The greatest of these corrections was "Time of Observation Bias". The "maximum/minimum" figure is taken at different times of the day in different places, and in each case refers to a different 24 hours; not a normal day. This bias was -0.17ºC.

When he had subtracted these various "adjustments" he was left with a bias due to urbanization of +0.04ºC. Although this is hardly negligible over only three years, Peterson considered it as "Not Found" because it was not significant at the 90% level. All he is saying is his sample was not big enough to give a significant figure for the urban bias.

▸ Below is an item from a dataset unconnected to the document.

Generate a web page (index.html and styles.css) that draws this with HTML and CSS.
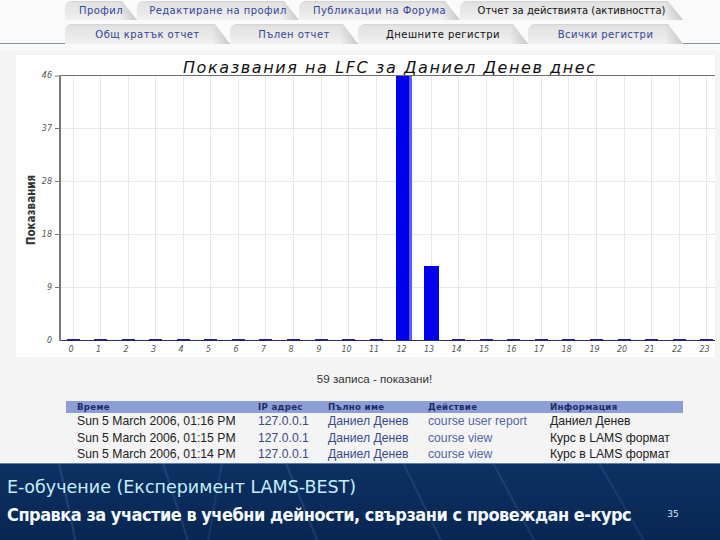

Perhaps it was "Not Found"; but the IPCC was not justified in treating the paper as evidence that an urban effect does not exist.

Yet another paper cited by the IPCC to discredit urban warming is the paper by David E Parker

"Large- scale warming is not urban" 2004,  Nature Vol 432 page 290 i

 This paper is so lightweight that it does not fill even a single page. It compares changes in minimum temperature records only for  "windy" and ""calm" nights for 264 stations since 1950 and finds very little difference Parker admits that coverage is only good north of  20º North plus Australia and that the timings of the minimum temperature readings were unknown, a factor which Peterson found to be very important .

Parker published a longer paper on the same theme at

"D E Parker 2006 "A Demonstration That Large Scale warming is not Urban" J of Climate 19  2882-2895.

 He seems to have discovered halfway through the paper, however, that the Maximum/Minimum temperature routinely measured at weather stations is for a different 24 hours from that which records wind intensity. He puts in a rather desperate Appendix A in which he wrote Emails all over the world to try and find out what happened locally. He showed no apparent influence of wind velocity, but is this really a measure of urban influence?

The inadequacies of these papers, as evidence for the absence of urban effects, shows that these effects are much more important as part of the surface temperature record than is admitted by the IPCC.